Calculation Methodology

Start with annual calculations, then break down to monthly for cash flow projections. Create expense categories with realistic ranges rather than fixed numbers. A maintenance budget might be “$1,200-1,800 annually” rather than exactly $1,500.

Account for vacancy’s impact on expenses. Some costs decrease with vacancy (property management fees on collected rent), while others remain fixed (taxes, insurance, landscaping) or even increase (utilities, advertising). This is why the simple “50% of gross rent” rule falls apart under scrutiny.

Consider seasonal variations. Properties in four-season climates have winter heating costs and summer cooling costs.
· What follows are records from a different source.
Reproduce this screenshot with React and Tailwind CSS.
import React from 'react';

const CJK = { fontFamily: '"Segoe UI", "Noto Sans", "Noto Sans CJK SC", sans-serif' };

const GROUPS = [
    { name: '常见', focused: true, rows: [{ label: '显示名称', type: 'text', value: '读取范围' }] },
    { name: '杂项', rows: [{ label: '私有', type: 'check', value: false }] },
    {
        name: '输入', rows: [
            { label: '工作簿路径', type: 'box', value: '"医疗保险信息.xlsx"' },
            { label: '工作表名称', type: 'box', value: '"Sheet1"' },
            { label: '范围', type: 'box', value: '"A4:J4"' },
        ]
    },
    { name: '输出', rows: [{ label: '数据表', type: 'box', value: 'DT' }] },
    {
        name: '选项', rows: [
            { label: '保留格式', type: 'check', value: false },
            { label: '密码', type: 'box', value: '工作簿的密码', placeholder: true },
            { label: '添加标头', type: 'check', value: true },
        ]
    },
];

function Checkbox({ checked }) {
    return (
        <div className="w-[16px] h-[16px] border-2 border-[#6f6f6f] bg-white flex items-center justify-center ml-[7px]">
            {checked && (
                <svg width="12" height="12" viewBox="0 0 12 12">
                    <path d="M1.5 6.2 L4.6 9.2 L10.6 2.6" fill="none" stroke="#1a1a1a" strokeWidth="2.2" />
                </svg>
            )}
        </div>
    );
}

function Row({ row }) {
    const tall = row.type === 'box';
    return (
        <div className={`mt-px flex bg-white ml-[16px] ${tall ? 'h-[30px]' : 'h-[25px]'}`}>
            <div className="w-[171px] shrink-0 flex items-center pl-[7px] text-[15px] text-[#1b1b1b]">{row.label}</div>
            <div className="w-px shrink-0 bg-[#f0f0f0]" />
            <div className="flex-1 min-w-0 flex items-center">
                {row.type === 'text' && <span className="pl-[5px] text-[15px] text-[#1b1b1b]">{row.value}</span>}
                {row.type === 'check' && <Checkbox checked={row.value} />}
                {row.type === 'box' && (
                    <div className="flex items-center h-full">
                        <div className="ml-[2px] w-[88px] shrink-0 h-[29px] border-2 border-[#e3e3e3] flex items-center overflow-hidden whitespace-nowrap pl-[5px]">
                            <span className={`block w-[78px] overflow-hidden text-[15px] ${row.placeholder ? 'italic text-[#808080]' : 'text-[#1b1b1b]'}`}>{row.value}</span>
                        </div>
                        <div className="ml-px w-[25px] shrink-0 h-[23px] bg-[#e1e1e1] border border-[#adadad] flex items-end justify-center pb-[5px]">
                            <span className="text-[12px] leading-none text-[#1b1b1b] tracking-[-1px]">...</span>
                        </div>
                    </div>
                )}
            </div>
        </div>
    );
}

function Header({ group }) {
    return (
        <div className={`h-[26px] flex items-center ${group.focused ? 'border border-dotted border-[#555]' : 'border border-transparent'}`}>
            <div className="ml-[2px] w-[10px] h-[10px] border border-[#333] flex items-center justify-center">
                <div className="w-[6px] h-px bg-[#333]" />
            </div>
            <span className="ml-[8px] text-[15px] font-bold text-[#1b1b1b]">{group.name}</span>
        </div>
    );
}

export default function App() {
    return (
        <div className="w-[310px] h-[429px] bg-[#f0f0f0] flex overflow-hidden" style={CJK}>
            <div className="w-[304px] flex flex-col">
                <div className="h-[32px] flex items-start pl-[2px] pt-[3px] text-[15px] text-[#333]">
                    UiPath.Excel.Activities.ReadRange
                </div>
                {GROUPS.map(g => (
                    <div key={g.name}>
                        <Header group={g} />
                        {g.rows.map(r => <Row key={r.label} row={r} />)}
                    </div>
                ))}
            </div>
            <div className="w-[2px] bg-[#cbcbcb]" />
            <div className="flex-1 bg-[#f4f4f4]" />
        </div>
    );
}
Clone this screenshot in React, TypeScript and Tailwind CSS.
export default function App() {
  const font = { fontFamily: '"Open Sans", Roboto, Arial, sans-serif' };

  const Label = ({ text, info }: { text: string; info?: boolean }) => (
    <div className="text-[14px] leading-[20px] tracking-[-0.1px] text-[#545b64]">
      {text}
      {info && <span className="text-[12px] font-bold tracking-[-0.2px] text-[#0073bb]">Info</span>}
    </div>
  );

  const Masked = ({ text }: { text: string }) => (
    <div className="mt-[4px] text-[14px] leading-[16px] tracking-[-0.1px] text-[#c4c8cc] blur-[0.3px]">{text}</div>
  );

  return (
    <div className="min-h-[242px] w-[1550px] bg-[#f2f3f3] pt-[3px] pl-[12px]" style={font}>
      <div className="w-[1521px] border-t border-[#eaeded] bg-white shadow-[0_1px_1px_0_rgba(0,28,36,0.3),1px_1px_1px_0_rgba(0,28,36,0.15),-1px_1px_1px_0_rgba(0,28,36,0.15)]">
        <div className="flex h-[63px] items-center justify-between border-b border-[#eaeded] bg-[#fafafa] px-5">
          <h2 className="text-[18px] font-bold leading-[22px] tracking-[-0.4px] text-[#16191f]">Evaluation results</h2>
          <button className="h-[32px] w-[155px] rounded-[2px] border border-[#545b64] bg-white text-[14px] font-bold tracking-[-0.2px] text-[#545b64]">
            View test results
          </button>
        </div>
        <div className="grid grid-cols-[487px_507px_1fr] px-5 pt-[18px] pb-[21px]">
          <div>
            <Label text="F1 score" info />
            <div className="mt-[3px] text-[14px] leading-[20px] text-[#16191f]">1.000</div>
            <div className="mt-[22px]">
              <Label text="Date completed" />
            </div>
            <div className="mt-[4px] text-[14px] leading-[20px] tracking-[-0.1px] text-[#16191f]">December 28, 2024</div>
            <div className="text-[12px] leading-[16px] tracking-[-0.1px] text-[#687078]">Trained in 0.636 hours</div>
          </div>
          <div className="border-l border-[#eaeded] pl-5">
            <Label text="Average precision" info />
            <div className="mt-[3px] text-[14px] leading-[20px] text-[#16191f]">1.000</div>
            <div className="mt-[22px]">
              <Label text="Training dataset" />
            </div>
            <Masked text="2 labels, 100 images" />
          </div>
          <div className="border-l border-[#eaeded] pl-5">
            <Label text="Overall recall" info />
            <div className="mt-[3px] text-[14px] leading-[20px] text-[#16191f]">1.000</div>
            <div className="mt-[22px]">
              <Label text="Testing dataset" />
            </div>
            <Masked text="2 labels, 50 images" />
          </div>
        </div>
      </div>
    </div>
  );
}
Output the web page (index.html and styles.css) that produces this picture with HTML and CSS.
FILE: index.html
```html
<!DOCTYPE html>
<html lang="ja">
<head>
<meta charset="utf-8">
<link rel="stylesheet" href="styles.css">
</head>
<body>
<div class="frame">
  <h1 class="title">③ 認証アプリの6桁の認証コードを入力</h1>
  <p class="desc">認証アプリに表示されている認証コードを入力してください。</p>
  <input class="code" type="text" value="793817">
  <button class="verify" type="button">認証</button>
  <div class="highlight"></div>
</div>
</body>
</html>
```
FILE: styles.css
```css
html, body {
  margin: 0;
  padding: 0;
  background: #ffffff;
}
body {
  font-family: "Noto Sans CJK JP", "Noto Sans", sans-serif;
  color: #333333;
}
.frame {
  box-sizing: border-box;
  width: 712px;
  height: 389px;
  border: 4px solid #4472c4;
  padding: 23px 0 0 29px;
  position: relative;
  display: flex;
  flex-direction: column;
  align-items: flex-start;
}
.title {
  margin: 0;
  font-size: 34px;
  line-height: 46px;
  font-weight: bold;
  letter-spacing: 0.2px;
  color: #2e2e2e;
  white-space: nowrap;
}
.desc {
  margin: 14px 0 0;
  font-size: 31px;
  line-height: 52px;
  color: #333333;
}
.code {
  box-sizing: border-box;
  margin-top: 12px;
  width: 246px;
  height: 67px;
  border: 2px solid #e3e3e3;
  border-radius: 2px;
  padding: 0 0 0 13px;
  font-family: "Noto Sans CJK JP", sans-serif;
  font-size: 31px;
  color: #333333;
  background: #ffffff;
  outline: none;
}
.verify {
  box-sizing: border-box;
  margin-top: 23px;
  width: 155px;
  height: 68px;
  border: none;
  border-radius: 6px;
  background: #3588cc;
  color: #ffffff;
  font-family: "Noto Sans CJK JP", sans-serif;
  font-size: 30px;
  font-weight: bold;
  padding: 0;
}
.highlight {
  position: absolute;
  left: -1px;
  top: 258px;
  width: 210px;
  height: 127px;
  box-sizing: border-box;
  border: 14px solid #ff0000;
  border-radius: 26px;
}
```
Budget for these fluctuations rather than using flat monthly averages.

For rental properties, analyze on both a dollar basis and percentage-of-gross-income basis. Dollar analysis helps with budgeting; percentage analysis reveals operational efficiency compared to other properties.

Rules of Thumb and Benchmarks

The famous “50% rule” suggests operating expenses equal 50% of gross rents. This oversimplification works for back-of-napkin analysis but fails in practice. Real expense ratios vary dramatically:

  • Single Family Homes – 35-45% of gross rent (tenants often pay utilities and handle minor maintenance)
  • Condos/Townhomes – 40-50% (HOA fees included but handle exterior maintenance)
  • Older Properties (30+ years) – 45-55% (higher maintenance and utility costs)
  • Newer Properties (Under 10 years) – 30-40% (lower maintenance, better efficiency)

Location matters tremendously. High property tax states like New Jersey or Illinois might see expense ratios 10-15% higher than low-tax states like Nevada or Wyoming. Age matters too – a 1960s property typically has expense ratios 5-10% higher than 2010s construction.

Impact on Valuations and Financing

Operating expenses directly determine property values through their impact on Net Operating Income. The formula is simple but powerful: Value = NOI / Cap Rate. Since NOI = Gross Income – Operating Expenses, every dollar of OpEx directly reduces NOI dollar-for-dollar.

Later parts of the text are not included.